- _What is asked_: In the records that follow, show each line where the word "page" is present.

- _Information given_:
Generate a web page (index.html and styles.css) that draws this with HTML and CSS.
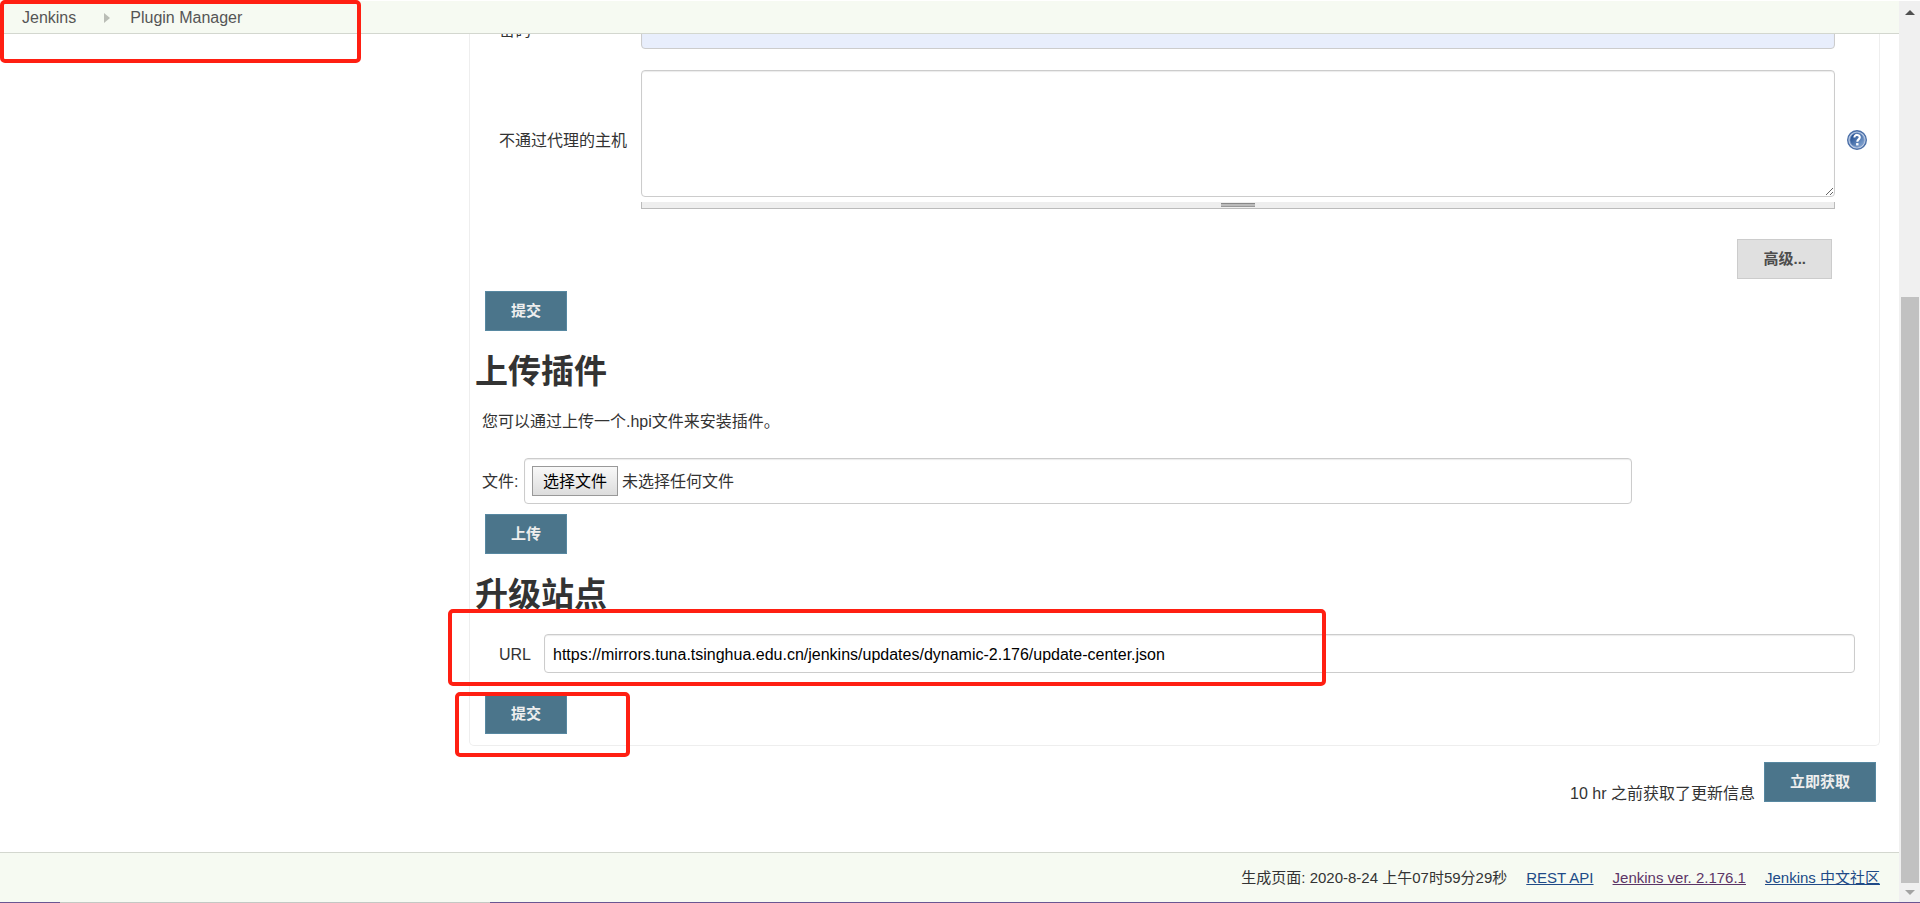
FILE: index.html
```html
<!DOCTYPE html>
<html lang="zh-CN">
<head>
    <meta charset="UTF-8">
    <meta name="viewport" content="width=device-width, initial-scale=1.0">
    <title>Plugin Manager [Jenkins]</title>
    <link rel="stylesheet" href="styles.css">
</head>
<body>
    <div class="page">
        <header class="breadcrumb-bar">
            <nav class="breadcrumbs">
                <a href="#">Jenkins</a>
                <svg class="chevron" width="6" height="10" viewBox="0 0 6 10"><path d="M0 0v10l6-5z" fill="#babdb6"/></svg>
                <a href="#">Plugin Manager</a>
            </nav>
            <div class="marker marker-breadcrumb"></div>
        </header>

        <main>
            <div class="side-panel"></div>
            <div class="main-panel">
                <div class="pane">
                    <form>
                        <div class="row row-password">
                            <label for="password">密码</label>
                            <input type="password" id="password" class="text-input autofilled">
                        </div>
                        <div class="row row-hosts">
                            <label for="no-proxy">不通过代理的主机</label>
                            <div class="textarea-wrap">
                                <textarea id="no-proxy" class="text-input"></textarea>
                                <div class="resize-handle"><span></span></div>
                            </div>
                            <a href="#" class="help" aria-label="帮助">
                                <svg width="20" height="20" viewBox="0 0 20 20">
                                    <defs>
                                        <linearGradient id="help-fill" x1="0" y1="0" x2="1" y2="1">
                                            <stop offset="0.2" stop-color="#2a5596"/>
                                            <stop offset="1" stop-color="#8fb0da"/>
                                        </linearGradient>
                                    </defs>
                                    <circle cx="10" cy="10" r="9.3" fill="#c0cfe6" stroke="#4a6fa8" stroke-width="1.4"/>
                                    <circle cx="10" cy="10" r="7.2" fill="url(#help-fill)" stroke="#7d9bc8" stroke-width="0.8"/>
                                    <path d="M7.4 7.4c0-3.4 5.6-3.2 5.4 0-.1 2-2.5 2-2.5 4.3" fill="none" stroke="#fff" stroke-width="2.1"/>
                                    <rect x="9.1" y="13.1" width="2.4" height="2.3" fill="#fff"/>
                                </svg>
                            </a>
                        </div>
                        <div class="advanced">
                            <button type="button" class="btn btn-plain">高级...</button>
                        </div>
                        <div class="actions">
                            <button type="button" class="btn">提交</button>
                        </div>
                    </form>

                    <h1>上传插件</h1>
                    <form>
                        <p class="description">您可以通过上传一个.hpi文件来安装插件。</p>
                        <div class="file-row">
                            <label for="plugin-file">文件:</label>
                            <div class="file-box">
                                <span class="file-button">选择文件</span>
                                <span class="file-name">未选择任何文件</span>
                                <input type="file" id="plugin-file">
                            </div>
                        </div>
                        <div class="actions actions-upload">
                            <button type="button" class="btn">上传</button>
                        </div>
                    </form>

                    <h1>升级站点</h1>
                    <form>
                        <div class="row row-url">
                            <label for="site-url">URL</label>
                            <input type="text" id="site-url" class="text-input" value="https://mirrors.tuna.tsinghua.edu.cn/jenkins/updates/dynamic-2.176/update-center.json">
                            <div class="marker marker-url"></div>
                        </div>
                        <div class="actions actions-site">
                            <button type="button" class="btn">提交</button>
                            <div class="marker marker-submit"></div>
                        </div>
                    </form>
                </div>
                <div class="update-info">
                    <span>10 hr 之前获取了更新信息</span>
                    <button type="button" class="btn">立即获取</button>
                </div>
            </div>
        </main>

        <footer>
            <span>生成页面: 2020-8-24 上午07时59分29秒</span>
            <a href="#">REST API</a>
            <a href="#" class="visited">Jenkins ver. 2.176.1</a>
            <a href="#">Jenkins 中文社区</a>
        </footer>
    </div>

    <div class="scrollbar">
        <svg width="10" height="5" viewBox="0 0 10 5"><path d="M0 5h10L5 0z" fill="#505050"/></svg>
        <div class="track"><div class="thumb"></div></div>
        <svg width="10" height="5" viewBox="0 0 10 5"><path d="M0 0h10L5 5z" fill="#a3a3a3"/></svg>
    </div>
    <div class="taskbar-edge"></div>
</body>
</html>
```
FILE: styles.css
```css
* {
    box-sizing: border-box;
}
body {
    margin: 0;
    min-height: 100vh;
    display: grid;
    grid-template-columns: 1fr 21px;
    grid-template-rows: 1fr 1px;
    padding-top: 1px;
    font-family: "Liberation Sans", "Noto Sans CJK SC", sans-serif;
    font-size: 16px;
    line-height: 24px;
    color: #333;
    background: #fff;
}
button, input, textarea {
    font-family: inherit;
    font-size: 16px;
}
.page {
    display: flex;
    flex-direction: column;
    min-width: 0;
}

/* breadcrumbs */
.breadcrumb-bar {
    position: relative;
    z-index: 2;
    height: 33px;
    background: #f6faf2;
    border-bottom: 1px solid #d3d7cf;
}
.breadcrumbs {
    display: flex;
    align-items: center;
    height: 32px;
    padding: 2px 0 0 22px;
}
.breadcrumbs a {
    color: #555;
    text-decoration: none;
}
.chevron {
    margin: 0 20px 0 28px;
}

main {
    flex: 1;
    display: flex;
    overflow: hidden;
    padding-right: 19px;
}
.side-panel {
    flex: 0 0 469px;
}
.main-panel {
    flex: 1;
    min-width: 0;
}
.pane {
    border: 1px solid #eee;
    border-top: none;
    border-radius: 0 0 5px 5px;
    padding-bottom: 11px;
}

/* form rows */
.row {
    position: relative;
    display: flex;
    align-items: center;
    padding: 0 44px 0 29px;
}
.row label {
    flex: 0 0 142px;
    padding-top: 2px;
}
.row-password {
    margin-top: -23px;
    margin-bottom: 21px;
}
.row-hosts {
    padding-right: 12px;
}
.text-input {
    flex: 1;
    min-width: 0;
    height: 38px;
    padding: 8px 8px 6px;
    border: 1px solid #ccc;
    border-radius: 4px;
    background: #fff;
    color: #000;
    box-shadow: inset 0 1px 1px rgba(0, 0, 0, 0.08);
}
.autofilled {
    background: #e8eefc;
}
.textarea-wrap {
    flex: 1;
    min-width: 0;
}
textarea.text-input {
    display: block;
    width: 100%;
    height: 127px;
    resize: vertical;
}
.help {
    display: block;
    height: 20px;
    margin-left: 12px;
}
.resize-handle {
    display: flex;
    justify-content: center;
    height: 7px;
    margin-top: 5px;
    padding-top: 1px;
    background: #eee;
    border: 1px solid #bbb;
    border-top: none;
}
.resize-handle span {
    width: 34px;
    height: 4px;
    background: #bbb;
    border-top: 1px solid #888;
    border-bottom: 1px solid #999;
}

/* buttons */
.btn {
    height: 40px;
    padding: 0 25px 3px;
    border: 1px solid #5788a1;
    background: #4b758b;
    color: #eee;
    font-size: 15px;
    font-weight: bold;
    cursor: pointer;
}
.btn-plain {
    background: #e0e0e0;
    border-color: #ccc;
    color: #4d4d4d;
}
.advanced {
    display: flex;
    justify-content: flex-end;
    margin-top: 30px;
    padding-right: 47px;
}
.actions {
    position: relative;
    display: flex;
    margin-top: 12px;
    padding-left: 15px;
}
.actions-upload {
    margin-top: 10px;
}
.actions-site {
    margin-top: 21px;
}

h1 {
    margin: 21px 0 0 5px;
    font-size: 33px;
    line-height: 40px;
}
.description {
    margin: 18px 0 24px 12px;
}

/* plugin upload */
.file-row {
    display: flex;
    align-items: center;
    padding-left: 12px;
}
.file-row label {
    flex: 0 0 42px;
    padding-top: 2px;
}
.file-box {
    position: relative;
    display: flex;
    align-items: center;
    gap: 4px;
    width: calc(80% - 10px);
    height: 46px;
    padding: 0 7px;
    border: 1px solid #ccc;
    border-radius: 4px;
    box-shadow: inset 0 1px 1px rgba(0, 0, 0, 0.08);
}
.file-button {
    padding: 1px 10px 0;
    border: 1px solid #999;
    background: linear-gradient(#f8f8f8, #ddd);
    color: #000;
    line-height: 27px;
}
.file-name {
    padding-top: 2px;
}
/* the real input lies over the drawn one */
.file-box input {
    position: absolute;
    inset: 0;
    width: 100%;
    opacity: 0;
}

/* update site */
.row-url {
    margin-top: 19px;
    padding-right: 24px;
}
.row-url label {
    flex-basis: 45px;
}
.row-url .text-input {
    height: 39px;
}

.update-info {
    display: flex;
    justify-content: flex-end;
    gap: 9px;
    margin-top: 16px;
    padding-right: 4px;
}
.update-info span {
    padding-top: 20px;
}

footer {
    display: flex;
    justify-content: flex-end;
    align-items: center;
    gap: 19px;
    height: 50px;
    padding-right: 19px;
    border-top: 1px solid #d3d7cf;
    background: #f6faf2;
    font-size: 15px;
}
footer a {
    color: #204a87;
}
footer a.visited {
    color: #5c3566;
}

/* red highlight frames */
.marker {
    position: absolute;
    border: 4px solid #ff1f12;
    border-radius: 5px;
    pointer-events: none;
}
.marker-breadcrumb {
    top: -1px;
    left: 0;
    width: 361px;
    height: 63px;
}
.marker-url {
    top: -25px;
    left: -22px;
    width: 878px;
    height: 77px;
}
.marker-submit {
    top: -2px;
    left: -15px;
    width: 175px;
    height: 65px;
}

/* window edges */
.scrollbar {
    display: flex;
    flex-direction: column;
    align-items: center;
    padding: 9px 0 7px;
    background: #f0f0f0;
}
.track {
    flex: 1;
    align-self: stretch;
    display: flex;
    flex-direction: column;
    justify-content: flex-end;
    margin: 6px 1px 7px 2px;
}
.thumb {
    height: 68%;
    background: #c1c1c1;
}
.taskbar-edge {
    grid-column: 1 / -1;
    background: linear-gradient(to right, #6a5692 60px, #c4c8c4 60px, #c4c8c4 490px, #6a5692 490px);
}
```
--
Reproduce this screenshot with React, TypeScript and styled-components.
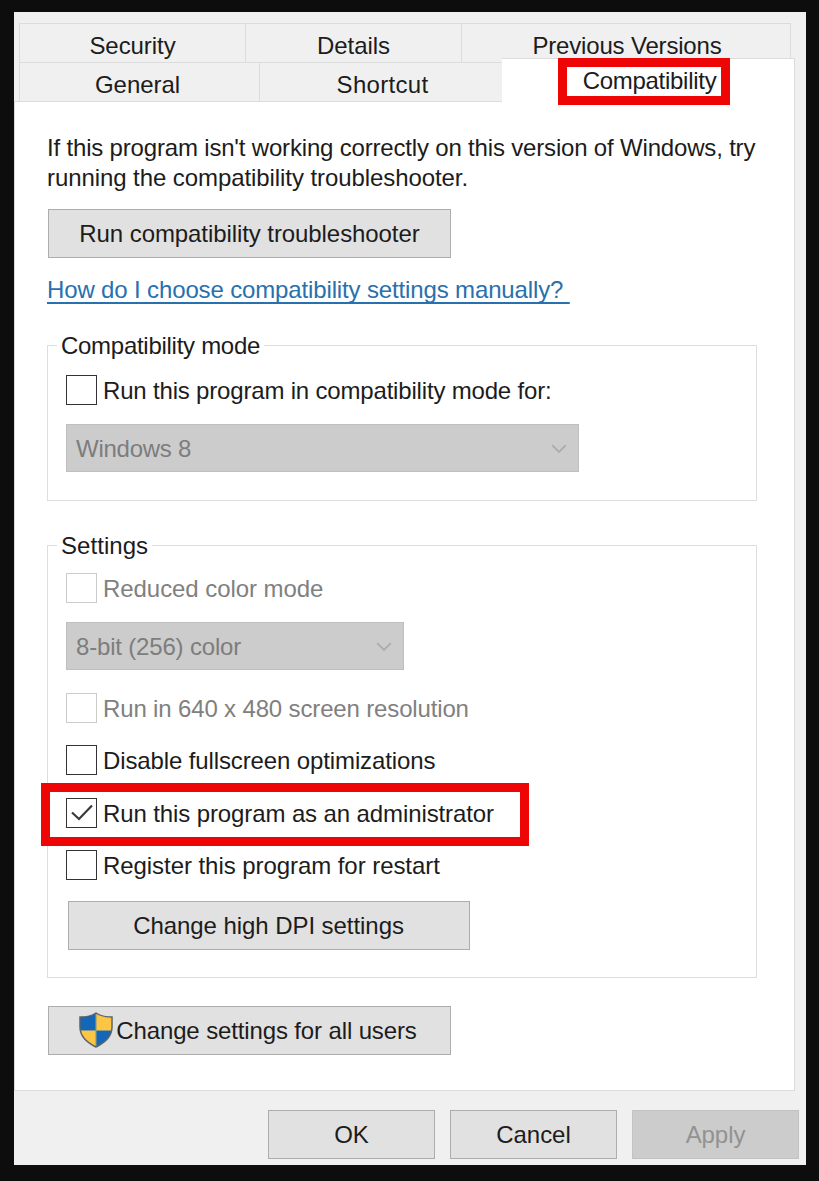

- _Exercise result_:
Generate a web page (index.html and styles.css) that draws this with HTML and CSS.
    <div class="page">
.page {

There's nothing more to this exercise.